The Joys of Indiscriminate Reading by Claudia Mills

When I went with my sister on our every-Saturday-morning pilgrimage to the small public library in North Plainfield, N.J., where we grew up, we went alone. It was a time when children could walk anywhere by themselves, and so we did. Patrons were allowed to check out only four books at a time back then, so we chose our four books and carried them home in our bent arms (no backpacks yet). And - this is for me the most striking thing - nobody told us which books to select. Nobody at all.

I do remember that the fifth-grade teacher told me that I would love The Yearling, and although I balked at the recommendation - I didn't seek out books about boys, or about animals - she was right, and I did. And one friend at school told me I would love Anne of Green Gables, and she was right, too. But those are the only two times I can remember even a suggestion about what I should read. My own mother, elementary school teacher and avid reader herself, never supervised our reading in any way.
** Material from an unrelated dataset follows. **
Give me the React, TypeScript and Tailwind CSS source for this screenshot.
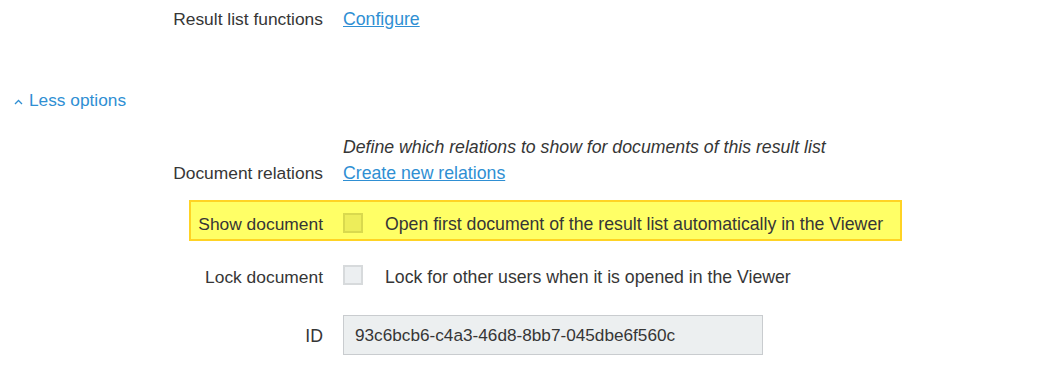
import React from 'react';

const Label: React.FC<{ children: React.ReactNode; className?: string }> = ({ children, className = '' }) => (
  <div className={`shrink-0 text-right text-[#363636] ${className}`}>{children}</div>
);

const Checkbox: React.FC<{ highlighted?: boolean }> = ({ highlighted }) => (
  <div
    className={`w-5 h-5 shrink-0 border-2 ${
      highlighted ? 'bg-[#eded5a] border-[#d9d94e]' : 'bg-[#eceff1] border-[#d7dadc]'
    }`}
  />
);

export default function App() {
  return (
    <div
      className="w-[1039px] h-[387px] bg-white text-[17.7px] overflow-hidden"
      style={{ fontFamily: '"Liberation Sans", Arial, sans-serif' }}
    >
      {/* Result list functions */}
      <div className="flex items-center h-9 pt-[2px]">
        <Label className="w-[323px] text-[17.4px]">Result list functions</Label>
        <a href="#" className="ml-5 text-[#2f8fd3] underline">Configure</a>
      </div>

      {/* Less options toggle */}
      <div className="flex items-center h-9 mt-[46px] pt-[2px] pl-[14px] text-[#2f8fd3]">
        <svg width="9" height="6" viewBox="0 0 9 6" className="mr-[6px] mt-[1px]">
          <polyline points="1,5 4.5,1.5 8,5" fill="none" stroke="#2f8fd3" strokeWidth="1.3" />
        </svg>
        <span className="text-[17.3px]">Less options</span>
      </div>

      {/* Document relations */}
      <div className="flex items-center h-6 mt-4 pt-[2px]">
        <div className="w-[323px] shrink-0" />
        <span className="ml-5 italic text-[#363636]">Define which relations to show for documents of this result list</span>
      </div>
      <div className="flex items-center h-6 mt-[2px] pt-[2px]">
        <Label className="w-[323px] text-[17.4px]">Document relations</Label>
        <a href="#" className="ml-5 text-[#2f8fd3] underline">Create new relations</a>
      </div>

      {/* Show document (highlighted) */}
      <div className="mt-4 ml-[189px] w-[713px] h-[41px] border-2 border-[#ffd324] bg-[#ffff66] flex items-center pt-1">
        <Label className="w-[132px] pt-[4px] text-[17.4px]">Show document</Label>
        <div className="ml-5">
          <Checkbox highlighted />
        </div>
        <span className="ml-[22px] pt-[4px] text-[#363636]">Open first document of the result list automatically in the Viewer</span>
      </div>

      {/* Lock document */}
      <div className="flex items-center h-9 mt-4">
        <Label className="w-[323px] pt-[4px] text-[17.4px]">Lock document</Label>
        <div className="ml-5">
          <Checkbox />
        </div>
        <span className="ml-[22px] pt-[4px] text-[#363636]">Lock for other users when it is opened in the Viewer</span>
      </div>

      {/* ID */}
      <div className="flex items-center h-10 mt-[22px]">
        <Label className="w-[323px] pt-[2px]">ID</Label>
        <div className="ml-5 w-[420px] h-10 border border-[#c9cccf] bg-[#eceff0] flex items-center pl-[11px] pt-[2px] text-[17.2px] text-[#363636]">
          93c6bcb6-c4a3-46d8-8bb7-045dbe6f560c
        </div>
      </div>
    </div>
  );
}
Nobody told me that a book was too young for me, or too old, or that I had already read it twenty times so why didn't I read something else, or that it was series fiction, and so "trash." My sister and I just read whatever we stumbled upon, often drawn to books for the strangest of reasons. We fell in love with the "Shoes" books of Noel Streatfeild (Ballet Shoes, Theater Shoes, Dancing Shoes, Movie Shoes) because Skating Shoes had a character that shared my name: Aunt Claudia. I first read From the Mixed-up Files of Mrs.Basil E. Frankweiler for the same reason: it's a girl named Claudia who runs away to the Metropolitan Museum of Art. Of course, once we found something we adored - the "Adventure" books of Enid Blyton, or the Betsy-Tacy books of Maud Hart Lovelace - we were set for weeks or months, devouring each week's next installment with ravenous gluttony.

Today when I go to book signings, I'll hear parents dismiss a book as "below your reading level," or "You don't want that one; it's about a girl." I had one friend tell me that she had decided her ten-year-old was now finally "ready" for Katherine Paterson's Bridge to Terabithia. Another previewed every single book for her child by reading it herself first. Now, these are caring parents, no doubt about it, and I love that parents and children can be reading the same books and sharing them together: hooray for mother-daughter book clubs! Yet there is something to be said for just reading willy-nilly, impulsively, compulsively - reading whatever, however, just because.

Years later, when I would take my own very young boys to the library, my older son tended to want to check out books we already owned: "This one is good!" My three-year-old granddaughter now grabs for checkout any picture book on the shelf at random, and whatever books happen to be next to it. And you know what? I let them.